Hi All,
This is a follow-up to my previous post here
I intend to cluster tissues based on gene expression levels. I am trying to replicate figure 1 of this paper
Based on the inputs given in my previous post, the input data has been converted to the following format using categorical information of gene expression levels for more than 1000 genes. I have presented the data with two columns of ensembl gene id's for the purpose of illustration.
ENSG00000000003 ENSG00000000419 ....
adrenal gland 1.000000 4.000000 ...
appendix 2.000000 3.500000 ...
bone marrow 1.000000 3.000000 ...
breast 2.000000 3.000000 ...
bronchus 4.000000 3.000000 ...
caudate 1.000000 2.500000 ...
From the above data, I'd like to compute the spearman's rho correlation matrix and convert it to a distance measure for clustering.
Could someone explain how spearman's rho correlation has to be computed ? (I looked at in-built functions in R suggested in my previous post. However, I would like to understand how it is computed)

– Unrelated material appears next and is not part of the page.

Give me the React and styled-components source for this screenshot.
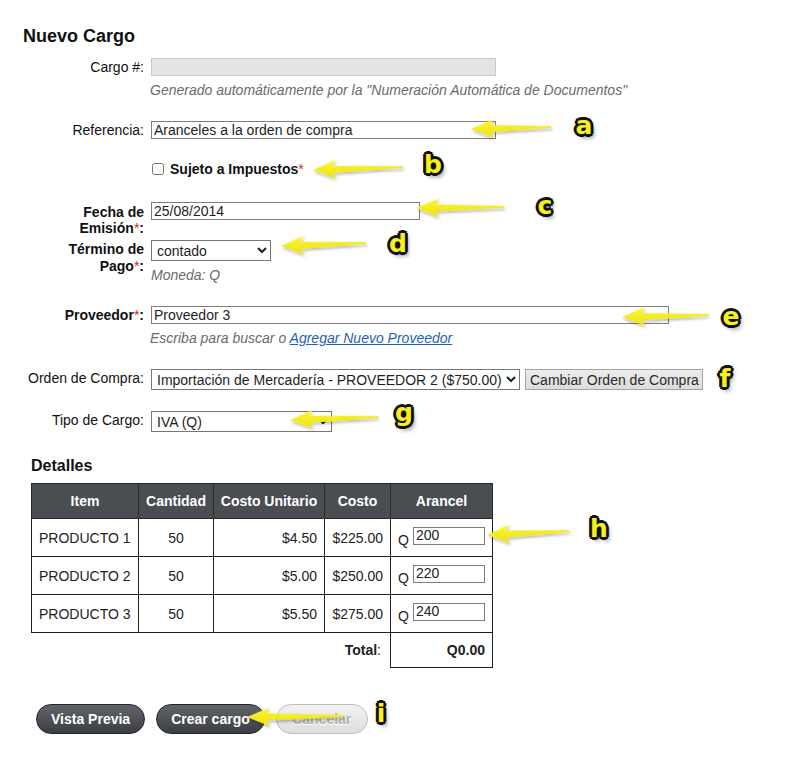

Many thanks for the link. I read thorough the explanation . I'd like to ask for clarifications on how to interpret the computation of correlation matrix
The following is the sample data that is considered
Using
corr <- cor(df,method = "spearman")
the following output is obtained
From what I understand the above matrix is constructed using df^T(transpose)*df which gives a tissue x tissue correlation matrix with variances on the diagonals and covariance on the non-diagonal entries. Could you please explain how this matrix can be interpreted?
Also, in the above-mentioned link a formula is mentioned when all the ranks are distinct. Could you please explain how to assign ranks when the values of a variable is not distinct (e.g data stored in df)?